In a complaint given on 6th August 2012 to the Chief Minister and Industries Minister , PBKMS had stated that about 1500 bighas of land had been purchased by a cartel of 40 companies. On investigation we had found that many of these companies exist only on paper and were probably being used as fronts to circumvent the ceiling on purchase of agricultural land. For example, 10 of the companies were registered at the same address. The so-called project remained shrouded in secrecy, leading to suspicion that only land speculation will take place with no economic gains for the local people. No local consultation had taken place about the project. Even the lawyer (RN Ghose and Associates) of the so-called buyer/company had not revealed details of the so-called project in its letter to the administration.
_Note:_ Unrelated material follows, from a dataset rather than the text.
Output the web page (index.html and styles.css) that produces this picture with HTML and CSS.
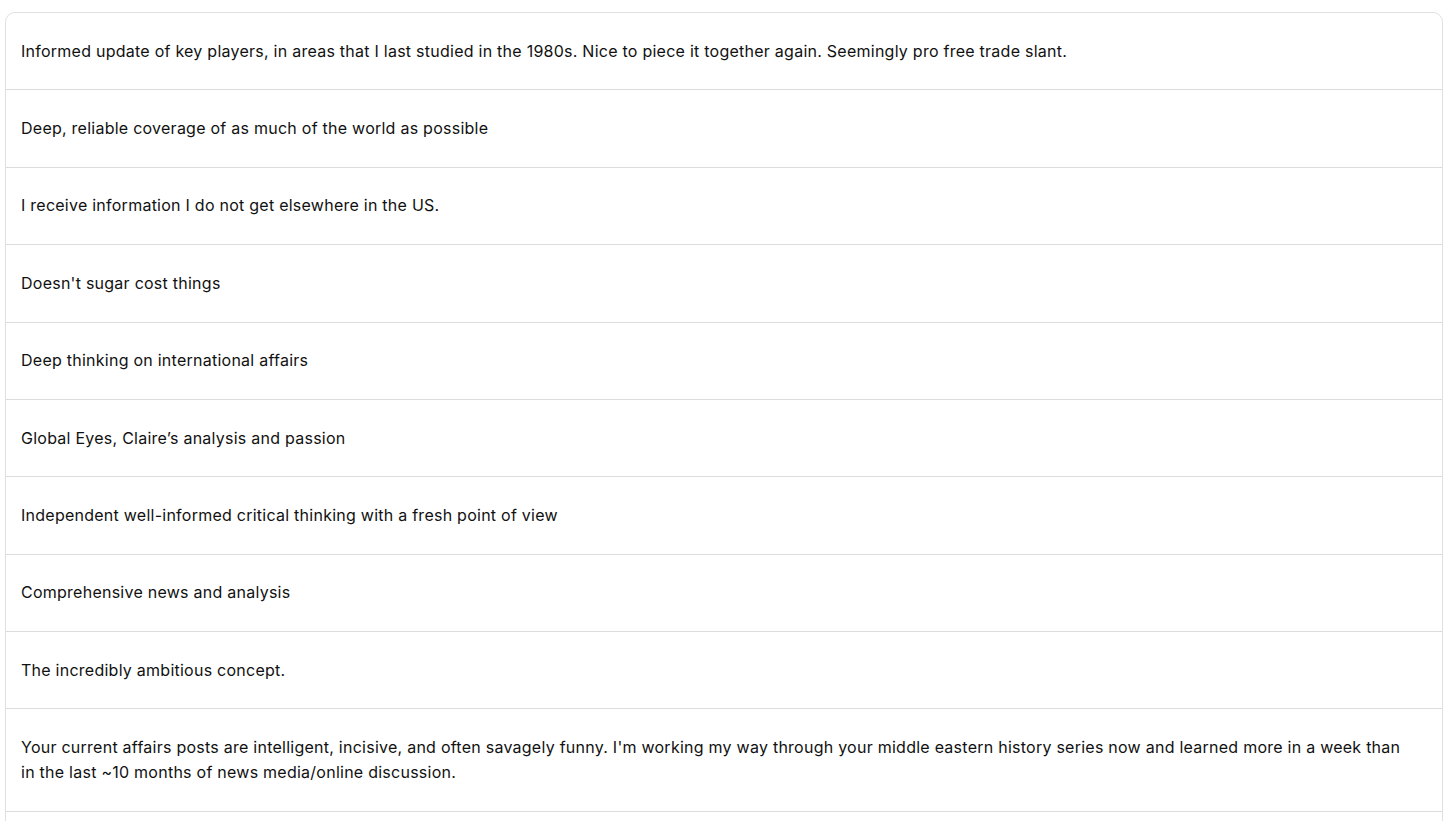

Many illegal methods had been used to purchase land and occupy it by the benami buyers, who have put forward a set of middlemen (“arrangers”) to do these transactions. Complaints about this, including 11 specific instances were put forward to the BLRO, BDO and OC at their request. Initially, no action was been taken. Instead the police provided protection to the “arrangers” to illegally fence the land of people who had not at all sold it or who were registered bargadars. The purchase of land had meant extensive loss of income and employment for fish-workers and agricultural workers in the areas.

We would like to remind the State Government that the first claimants to any vested Government land should be the landless. We therefore demand that this land be distributed amongst landless agricultural workers and fish workers in the area. In addition, all bargadars and attadars should have their land restored.